Whether we like it or not, or are aware of it or not, our voice reflects our state of being. When we need to speak publicly, or even have a difficult conversation one-on-one, and our voice doesn’t obey – quivering, getting stuck or not projecting – it’s a major frustration. In fact, it can be totally debilitating, and rarely leads to a good outcome! However, these symptoms and the underlying issues can be addressed and overcome.
There were two ways we approached Rachel’s challenges. We needed to:
- put into place some practical short term “bandaid” techniques, so that Rachel could immediately cope better with her imminent business meetings and conversations, but we also needed to;
- stamp out the limiting beliefs which were causing these problems in the first place.
In the short term, we played with her breathing and postural habits, and made sure she became aware of how to use these to her advantage. More importantly, she developed an awareness of when she was inadvertently using them to her disadvantage!
I watched the Australian Open. I love tennis, and always feel inspired seeing those incredible top-seeded players. Tennis players, and great athletes in general, are acutely aware of using their breath and posture to influence their mood, thoughts and their opponents’ impressions of them, and do it constantly. You’ll often see Nishikori breathe a big breath out to release tension, centre himself, clear his mind and start a new point afresh. Serena still gets ultra-nervous before a high profile match, but have you noticed how incredibly relaxed her gait is between points? Have you ever seen Nadal move between points in any way that’s less than ultra-decisive and determined? He can’t feel like that 100% of the time, like when he’s down 2 sets in a grand slam, but he’ll stay disciplined with his body language to give himself the best chance at all times, mentally and physically.
Fist pumping and the like do have an effect on our emotional state. Now, I wasn’t suggesting Rachel fist pump or scream Come ON! in a meeting or conversation to change the tone (though there is a curious part of me that would like to see what would happen!), but there are lots of subtler ways of achieving a similar result. When Rachel started implementing these, she saw almost immediate results.
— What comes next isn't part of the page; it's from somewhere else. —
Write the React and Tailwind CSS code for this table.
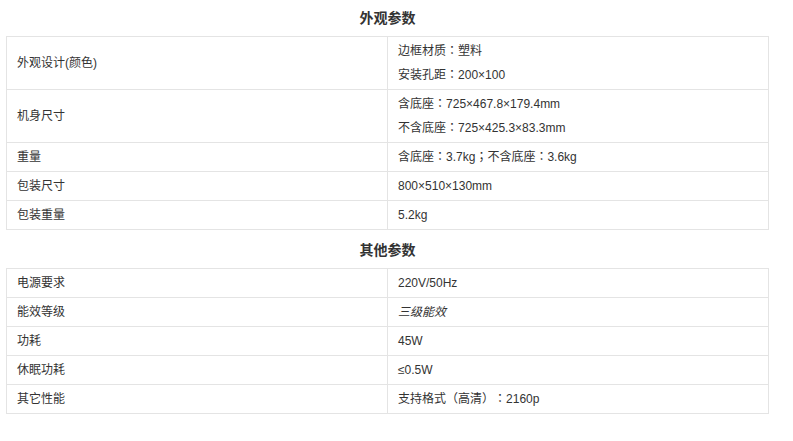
export default function App() {
  const font = { fontFamily: '"Liberation Sans", "Noto Sans CJK SC", sans-serif' };
  const t1 = [
    { k: "外观设计(颜色)", v: ["边框材质：塑料", "安装孔距：200×100"] },
    { k: "机身尺寸", v: ["含底座：725×467.8×179.4mm", "不含底座：725×425.3×83.3mm"] },
    { k: "重量", v: ["含底座：3.7kg；不含底座：3.6kg"] },
    { k: "包装尺寸", v: ["800×510×130mm"] },
    { k: "包装重量", v: ["5.2kg"] },
  ];
  const t2 = [
    { k: "电源要求", v: ["220V/50Hz"] },
    { k: "能效等级", v: ["三级能效"], italic: true },
    { k: "功耗", v: ["45W"] },
    { k: "休眠功耗", v: ["≤0.5W"] },
    { k: "其它性能", v: ["支持格式（高清）：2160p"] },
  ];
  const Punct = ({ text }) =>
    text.split(/([：；（）])/).map((p, i) =>
      /^[：；（）]$/.test(p) ? (
        <span
          key={i}
          className="leading-[0] [text-spacing-trim:space-all]"
          style={{ fontFamily: '"Noto Sans CJK TC", sans-serif' }}
        >
          {p}
        </span>
      ) : (
        <span key={i}>{p}</span>
      )
    );
  const Table = ({ rows, className }) => (
    <div className={"ml-[6px] w-[763px] border-t border-l border-[#e4e4e4] " + (className || "")}>
      {rows.map((r, i) => (
        <div key={i} className="flex border-b border-[#e4e4e4]">
          <div className="w-[381px] shrink-0 border-r border-[#e4e4e4] flex items-center pl-[10px]">
            {r.k}
          </div>
          <div
            className={
              "flex-1 border-r border-[#e4e4e4] pl-[10px] [text-spacing-trim:space-all] " +
              (r.v.length > 1 ? "py-[2px] leading-6" : "py-[5px] leading-[18px]")
            }
          >
            {r.v.map((line, j) =>
              r.italic ? (
                <div key={j}>
                  <em className="italic">{line}</em>
                </div>
              ) : (
                <div key={j}>
                  <Punct text={line} />
                </div>
              )
            )}
          </div>
        </div>
      ))}
    </div>
  );
  return (
    <div className="w-[793px] h-[441px] bg-white text-[12px] text-[#333]" style={font}>
      <div className="w-[775px] h-9 flex items-center justify-center text-[14px] font-bold text-[#333]">
        外观参数
      </div>
      <Table rows={t1} className="mb-[2px]" />
      <div className="w-[775px] h-9 flex items-center justify-center text-[14px] font-bold text-[#333]">
        其他参数
      </div>
      <Table rows={t2} />
    </div>
  );
}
To really root out Rachel’s disempowering physical responses was a longer process. We worked backwards; analytically and unemotionally; from her physical symptoms to the feelings which caused them, and to the thoughts which in turn had caused the feelings. Here’s the thing: that nasty negative, judgemental, critical, disempowering voice we hear in our own heads to a lesser or greater degree depending on our mental habits, IS NOT THE TRUTH. It’s just one radio station of our fickle mind. We can change stations any time, once we know how. This is what, with guidance, encouragement, practice and perseverance, Rachel did.
Not only is Rachel’s first business growing with steady momentum, she has just begun another business which complements her first. She is a happier, more confident person in her everyday life and relationships, and has become remarkably charismatic. She’s now free to be who she really is.
That’s really what it’s all about, isn’t it?